The road for the last six miles passes through the estate of Nawab
Allee, a Mahommedan landholder, who is a strong man and a good
manager and paymaster. His rent-roll is about four hundred thousand
rupees a-year, and he pays Government about one hundred and fifty
thousand. His hereditary possession was a small one, and his estate
has grown to the present size in the usual way. He has lent money in
mortgage and foreclosed; he has given security for revenue due to
Government by other landholders, who have failed to pay, and had
their estates made over to him; he has given security for the
appearance, when called for, of others, and, on their failing to
appear (perchance at his own instigation), had their lands made over
to him by the Government authorities, on condition of making good the
Government demand upon them; he has offered a higher rate of revenue
for lands than present holders could make them yield, and, after
getting possession, brought the demand down to a low rate in
collusion with Government officers.

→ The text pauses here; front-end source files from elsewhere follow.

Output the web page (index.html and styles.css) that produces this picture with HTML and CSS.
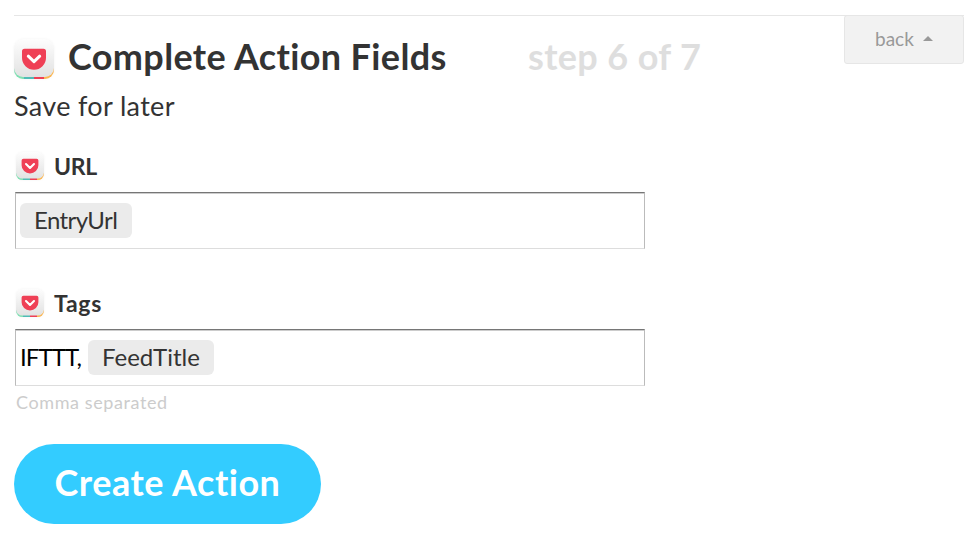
FILE: index.html
```
<!DOCTYPE html>
<html lang="en">
<head>
    <meta charset="UTF-8">
    <meta name="viewport" content="width=device-width, initial-scale=1.0">
    <title>Complete Action Fields</title>
    <link rel="stylesheet" href="styles.css">
</head>
<body>
    <!-- Pocket icon, shared by the heading and the field labels -->
    <svg class="sprite" width="0" height="0">
        <defs>
            <linearGradient id="tile" x1="0" y1="0" x2="0" y2="1">
                <stop offset="0" stop-color="#fdfdfd"/>
                <stop offset="1" stop-color="#e2e2e2"/>
            </linearGradient>
            <clipPath id="tile-clip">
                <rect width="40" height="40" rx="9"/>
            </clipPath>
        </defs>
        <symbol id="pocket" viewBox="0 0 40 40">
            <g clip-path="url(#tile-clip)">
                <rect y="20" width="10" height="20" fill="#7ee0b2"/>
                <rect x="10" y="20" width="10" height="20" fill="#50bcb6"/>
                <rect x="20" y="20" width="10" height="20" fill="#ee4056"/>
                <rect x="30" y="20" width="10" height="20" fill="#fcb650"/>
                <rect width="40" height="38" rx="9" fill="url(#tile)"/>
            </g>
            <path d="M10.5 9.7h19a2.5 2.5 0 0 1 2.5 2.5v6.6a12 12 0 0 1-24 0v-6.6a2.5 2.5 0 0 1 2.5-2.5z" fill="#ef4056"/>
            <path d="M14.3 17.2l5.7 5.5 5.7-5.5" fill="none" stroke="#fff" stroke-width="3" stroke-linecap="round" stroke-linejoin="round"/>
        </symbol>
    </svg>

    <div class="step">
        <div class="step-header">
            <svg class="icon-large"><use href="#pocket"/></svg>
            <h1>Complete Action Fields</h1>
            <span class="step-count">step 6 of 7</span>
            <a class="back">back <span class="arrow"></span></a>
        </div>
        <p class="subtitle">Save for later</p>

        <div class="field">
            <div class="label"><svg class="icon-small"><use href="#pocket"/></svg><span class="label-url">URL</span></div>
            <div class="input"><span class="token token-url">EntryUrl</span></div>
        </div>

        <div class="field">
            <div class="label"><svg class="icon-small"><use href="#pocket"/></svg><span class="label-tags">Tags</span></div>
            <div class="input"><span class="typed">IFTTT,</span><span class="token token-title">FeedTitle</span></div>
            <div class="help">Comma separated</div>
        </div>

        <button class="create">Create Action</button>
    </div>
</body>
</html>
```
FILE: styles.css
```
* {
    box-sizing: border-box;
    margin: 0;
    padding: 0;
}

body {
    font-family: Lato, "Liberation Sans", sans-serif;
    font-variant-ligatures: none;
    background: #fff;
    color: #333;
}

.sprite {
    position: absolute;
}

.step {
    width: 950px;
    margin: 15px 0 0 14px;
    border-top: 1px solid #e6e6e6;
}

.step-header {
    display: flex;
    align-items: flex-start;
    height: 70px;
}

.icon-large {
    width: 40px;
    height: 40px;
    margin-top: 23px;
    flex: none;
    filter: drop-shadow(0 0 1px rgba(0, 0, 0, 0.05));
}

h1,
.step-count {
    font-size: 36px;
    font-weight: 700;
    line-height: 40px;
    letter-spacing: 0.36px;
    margin-top: 20px;
    white-space: nowrap;
}

h1 {
    width: 460px;
    margin-left: 14px;
}

.step-count {
    color: #dedede;
}

.back {
    display: flex;
    align-items: center;
    width: 120px;
    height: 49px;
    margin-top: -1px;
    margin-left: auto;
    padding: 0 0 3px 30px;
    background: #f2f2f2;
    border: 1px solid #e6e6e6;
    border-radius: 3px;
    color: #999;
    font-size: 19px;
}

.arrow {
    margin-left: 9px;
    border: 5px solid transparent;
    border-top: 0;
    border-bottom-color: #999;
}

.subtitle {
    height: 40px;
    font-size: 27px;
    line-height: 40px;
    letter-spacing: 0.34px;
}

.field {
    height: 137px;
    padding: 26px 0 0 1px;
}

.label {
    display: flex;
    align-items: center;
    height: 28px;
    font-size: 23px;
    font-weight: 700;
    margin-bottom: 12px;
}

.label-url {
    letter-spacing: -0.3px;
}

.label-tags {
    letter-spacing: 0.7px;
}

.icon-small {
    width: 28px;
    height: 28px;
    margin: 0 10px 0 1px;
    filter: drop-shadow(0 0 1px rgba(0, 0, 0, 0.05));
}

.input {
    display: flex;
    align-items: center;
    width: 630px;
    height: 57px;
    padding: 0 4px;
    border: 1px solid #bbb;
    border-top-color: #767676;
    border-bottom-color: #ddd;
    box-shadow: inset 0 1px #ccc;
    color: #000;
    font-size: 24px;
}

.token {
    height: 35px;
    padding: 0 14px;
    border-radius: 6px;
    background: #ebebeb;
    color: #333;
    line-height: 33px;
}

.token-url {
    width: 112px;
    letter-spacing: -0.6px;
}

.token-title {
    width: 126px;
}

.typed {
    width: 68px;
    line-height: 33px;
    letter-spacing: -0.9px;
    padding-bottom: 2px;
}

.help {
    margin: 4px 0 0 1px;
    color: #ccc;
    font-size: 18px;
    line-height: 24px;
    letter-spacing: 0.6px;
}

.create {
    display: block;
    width: 307px;
    height: 80px;
    margin-top: 44px;
    padding-bottom: 4px;
    border: 0;
    border-radius: 40px;
    background: #3cf;
    color: #fff;
    font-family: inherit;
    font-size: 36px;
    font-weight: 700;
    letter-spacing: 0.5px;
    white-space: nowrap;
}
```
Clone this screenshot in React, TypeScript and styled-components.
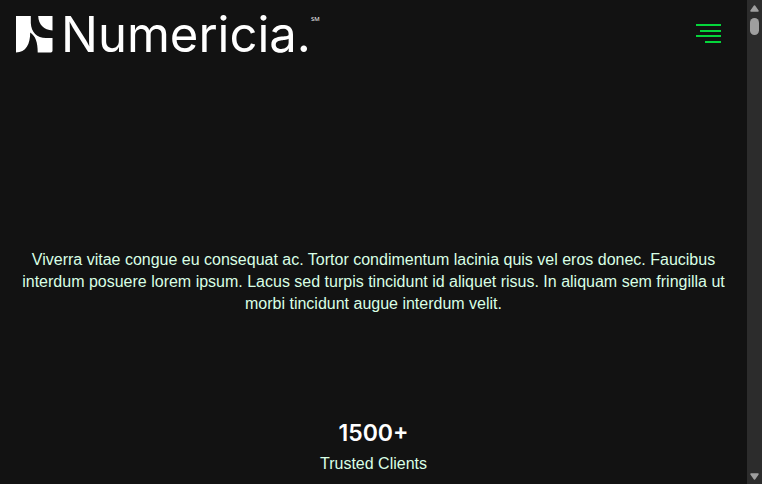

Some three-fourths of the
magnificent estate which he now holds he has obtained in these and
other ways by fraud, violence, or collusion within the last few
years. He is too powerful and wealthy to admit of any one's getting
his lands out of his hands after they have once passed into them, no
matter how.
The Chowka river flows from the forest towards the Ghagra, about ten
miles to the east from Biswa, and I am told that the richest sheet of
cultivation in Oude is within the delta formed by these two rivers.